Set exercise
In the listing below, locate the lines that hold the string "styles". Copy those lines.

Data provided
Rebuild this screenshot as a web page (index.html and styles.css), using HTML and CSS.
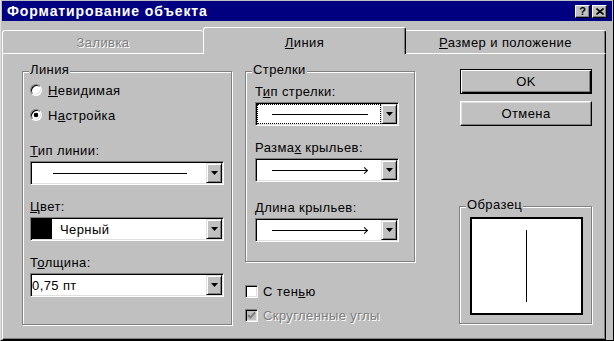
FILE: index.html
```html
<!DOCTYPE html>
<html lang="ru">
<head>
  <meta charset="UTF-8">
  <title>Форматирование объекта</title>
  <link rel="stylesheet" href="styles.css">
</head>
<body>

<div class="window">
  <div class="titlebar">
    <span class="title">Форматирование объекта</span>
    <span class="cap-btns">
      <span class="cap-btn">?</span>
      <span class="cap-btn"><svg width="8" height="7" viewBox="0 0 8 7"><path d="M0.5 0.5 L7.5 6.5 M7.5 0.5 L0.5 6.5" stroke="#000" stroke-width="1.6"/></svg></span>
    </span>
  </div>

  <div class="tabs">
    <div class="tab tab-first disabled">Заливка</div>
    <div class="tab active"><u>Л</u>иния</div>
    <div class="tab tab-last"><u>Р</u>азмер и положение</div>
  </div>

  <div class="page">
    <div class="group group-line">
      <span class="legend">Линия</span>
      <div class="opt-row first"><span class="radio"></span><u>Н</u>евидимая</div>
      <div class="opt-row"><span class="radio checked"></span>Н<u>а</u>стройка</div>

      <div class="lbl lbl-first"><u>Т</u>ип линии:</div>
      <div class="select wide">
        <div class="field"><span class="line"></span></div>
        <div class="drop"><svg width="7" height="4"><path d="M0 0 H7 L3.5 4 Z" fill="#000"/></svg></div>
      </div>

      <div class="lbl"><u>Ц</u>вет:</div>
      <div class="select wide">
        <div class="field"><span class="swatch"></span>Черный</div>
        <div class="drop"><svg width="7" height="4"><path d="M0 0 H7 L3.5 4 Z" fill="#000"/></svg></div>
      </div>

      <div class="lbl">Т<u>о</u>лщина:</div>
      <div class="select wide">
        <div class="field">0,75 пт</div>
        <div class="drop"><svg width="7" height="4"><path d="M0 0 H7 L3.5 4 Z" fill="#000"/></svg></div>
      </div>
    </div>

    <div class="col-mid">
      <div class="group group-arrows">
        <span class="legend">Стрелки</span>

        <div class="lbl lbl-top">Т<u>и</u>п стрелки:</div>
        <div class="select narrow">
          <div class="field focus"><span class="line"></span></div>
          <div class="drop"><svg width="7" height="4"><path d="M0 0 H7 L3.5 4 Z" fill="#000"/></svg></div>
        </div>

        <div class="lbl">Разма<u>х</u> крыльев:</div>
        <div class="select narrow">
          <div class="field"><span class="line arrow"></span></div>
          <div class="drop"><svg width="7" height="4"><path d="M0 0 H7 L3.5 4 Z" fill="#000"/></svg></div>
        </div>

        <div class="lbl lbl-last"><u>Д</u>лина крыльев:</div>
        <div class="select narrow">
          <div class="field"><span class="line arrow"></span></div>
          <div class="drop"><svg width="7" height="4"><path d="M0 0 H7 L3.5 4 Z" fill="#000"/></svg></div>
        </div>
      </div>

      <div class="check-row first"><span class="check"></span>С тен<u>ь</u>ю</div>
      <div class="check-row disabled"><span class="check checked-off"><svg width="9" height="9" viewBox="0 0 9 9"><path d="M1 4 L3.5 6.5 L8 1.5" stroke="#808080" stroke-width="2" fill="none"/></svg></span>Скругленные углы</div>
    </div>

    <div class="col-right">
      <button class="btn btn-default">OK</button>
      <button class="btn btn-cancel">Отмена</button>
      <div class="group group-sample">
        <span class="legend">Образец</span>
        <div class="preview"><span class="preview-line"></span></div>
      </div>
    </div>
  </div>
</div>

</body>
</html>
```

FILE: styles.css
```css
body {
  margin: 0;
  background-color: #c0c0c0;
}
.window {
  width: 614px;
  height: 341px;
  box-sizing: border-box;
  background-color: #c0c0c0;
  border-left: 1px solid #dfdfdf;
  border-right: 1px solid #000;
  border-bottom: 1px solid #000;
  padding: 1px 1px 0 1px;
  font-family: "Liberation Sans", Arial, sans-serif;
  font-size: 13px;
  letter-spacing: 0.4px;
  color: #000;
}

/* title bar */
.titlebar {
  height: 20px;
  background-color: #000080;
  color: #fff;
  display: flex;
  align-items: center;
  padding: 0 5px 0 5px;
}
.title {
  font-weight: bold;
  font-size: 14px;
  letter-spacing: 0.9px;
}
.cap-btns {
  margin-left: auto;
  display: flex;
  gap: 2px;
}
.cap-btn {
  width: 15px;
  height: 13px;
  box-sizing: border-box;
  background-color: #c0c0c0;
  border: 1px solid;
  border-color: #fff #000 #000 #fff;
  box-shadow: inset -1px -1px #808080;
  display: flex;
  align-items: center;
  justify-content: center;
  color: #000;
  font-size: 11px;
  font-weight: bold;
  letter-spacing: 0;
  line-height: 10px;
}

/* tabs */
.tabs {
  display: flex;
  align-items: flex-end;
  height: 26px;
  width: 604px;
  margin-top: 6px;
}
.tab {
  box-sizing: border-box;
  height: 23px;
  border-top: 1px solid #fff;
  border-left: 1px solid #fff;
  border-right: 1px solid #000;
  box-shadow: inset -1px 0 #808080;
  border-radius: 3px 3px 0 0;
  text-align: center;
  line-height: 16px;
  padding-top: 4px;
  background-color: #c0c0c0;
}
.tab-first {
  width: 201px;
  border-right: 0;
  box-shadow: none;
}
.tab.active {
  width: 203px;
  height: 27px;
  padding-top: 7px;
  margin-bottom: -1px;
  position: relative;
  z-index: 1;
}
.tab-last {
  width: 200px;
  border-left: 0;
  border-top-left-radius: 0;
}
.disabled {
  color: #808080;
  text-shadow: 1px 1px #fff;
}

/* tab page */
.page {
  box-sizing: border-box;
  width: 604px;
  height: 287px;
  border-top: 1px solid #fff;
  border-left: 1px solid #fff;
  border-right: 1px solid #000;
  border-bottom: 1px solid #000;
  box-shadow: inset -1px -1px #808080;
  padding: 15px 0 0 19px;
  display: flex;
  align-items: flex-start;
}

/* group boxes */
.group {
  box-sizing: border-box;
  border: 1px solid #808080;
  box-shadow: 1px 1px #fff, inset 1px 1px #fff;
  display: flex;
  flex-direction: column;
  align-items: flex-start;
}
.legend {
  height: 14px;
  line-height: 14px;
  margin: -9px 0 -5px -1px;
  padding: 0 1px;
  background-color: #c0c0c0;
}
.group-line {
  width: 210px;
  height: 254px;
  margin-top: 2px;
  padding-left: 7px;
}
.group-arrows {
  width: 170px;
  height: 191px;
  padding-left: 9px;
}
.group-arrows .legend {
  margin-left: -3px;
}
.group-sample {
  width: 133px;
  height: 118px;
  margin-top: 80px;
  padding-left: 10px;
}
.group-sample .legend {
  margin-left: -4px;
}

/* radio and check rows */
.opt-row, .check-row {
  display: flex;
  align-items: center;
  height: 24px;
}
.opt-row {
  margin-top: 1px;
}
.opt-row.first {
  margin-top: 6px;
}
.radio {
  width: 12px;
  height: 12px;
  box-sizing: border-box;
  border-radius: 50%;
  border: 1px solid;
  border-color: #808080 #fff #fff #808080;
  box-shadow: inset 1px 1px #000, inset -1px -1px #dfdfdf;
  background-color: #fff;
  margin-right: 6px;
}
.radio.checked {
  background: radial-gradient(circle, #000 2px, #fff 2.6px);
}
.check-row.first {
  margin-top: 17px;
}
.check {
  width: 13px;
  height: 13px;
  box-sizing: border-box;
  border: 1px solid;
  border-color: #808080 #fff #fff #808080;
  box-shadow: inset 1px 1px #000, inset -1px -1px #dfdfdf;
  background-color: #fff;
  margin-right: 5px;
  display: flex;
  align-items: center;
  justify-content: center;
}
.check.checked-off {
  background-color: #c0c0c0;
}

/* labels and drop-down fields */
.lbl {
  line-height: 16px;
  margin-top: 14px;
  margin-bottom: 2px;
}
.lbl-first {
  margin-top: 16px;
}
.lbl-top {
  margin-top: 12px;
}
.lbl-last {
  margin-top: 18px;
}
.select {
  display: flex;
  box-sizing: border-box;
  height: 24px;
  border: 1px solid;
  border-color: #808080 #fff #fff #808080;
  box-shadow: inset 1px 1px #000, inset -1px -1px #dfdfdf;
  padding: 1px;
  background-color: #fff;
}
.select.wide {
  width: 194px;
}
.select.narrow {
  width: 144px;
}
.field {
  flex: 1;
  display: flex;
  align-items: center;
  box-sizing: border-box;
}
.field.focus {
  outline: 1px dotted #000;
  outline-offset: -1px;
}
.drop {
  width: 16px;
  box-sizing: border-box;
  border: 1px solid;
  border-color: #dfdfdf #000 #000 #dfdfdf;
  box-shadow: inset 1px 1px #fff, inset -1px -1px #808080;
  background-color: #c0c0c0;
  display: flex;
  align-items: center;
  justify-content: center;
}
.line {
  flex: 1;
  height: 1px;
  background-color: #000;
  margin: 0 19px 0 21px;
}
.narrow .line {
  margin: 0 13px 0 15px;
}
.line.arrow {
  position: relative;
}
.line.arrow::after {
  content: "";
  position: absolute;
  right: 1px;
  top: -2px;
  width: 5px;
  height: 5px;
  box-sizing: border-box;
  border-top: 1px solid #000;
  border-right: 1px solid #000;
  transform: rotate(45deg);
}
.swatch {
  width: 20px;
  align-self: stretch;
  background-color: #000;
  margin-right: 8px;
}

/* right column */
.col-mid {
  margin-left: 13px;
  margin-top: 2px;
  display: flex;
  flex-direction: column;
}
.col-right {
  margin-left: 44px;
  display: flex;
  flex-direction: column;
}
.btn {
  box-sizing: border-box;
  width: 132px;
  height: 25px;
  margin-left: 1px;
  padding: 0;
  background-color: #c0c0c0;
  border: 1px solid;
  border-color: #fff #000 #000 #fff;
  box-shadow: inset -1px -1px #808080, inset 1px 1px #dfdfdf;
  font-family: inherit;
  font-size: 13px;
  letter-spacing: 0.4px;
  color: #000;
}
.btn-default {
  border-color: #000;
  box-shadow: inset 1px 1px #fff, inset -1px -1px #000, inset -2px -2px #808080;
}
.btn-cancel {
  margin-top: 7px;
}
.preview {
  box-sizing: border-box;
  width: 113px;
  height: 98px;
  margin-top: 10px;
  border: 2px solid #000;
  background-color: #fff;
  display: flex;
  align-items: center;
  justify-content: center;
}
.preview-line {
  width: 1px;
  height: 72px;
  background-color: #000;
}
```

Written answer
Rebuild this screenshot as a web page (index.html and styles.css), using HTML and CSS.
  <link rel="stylesheet" href="styles.css">
FILE: styles.css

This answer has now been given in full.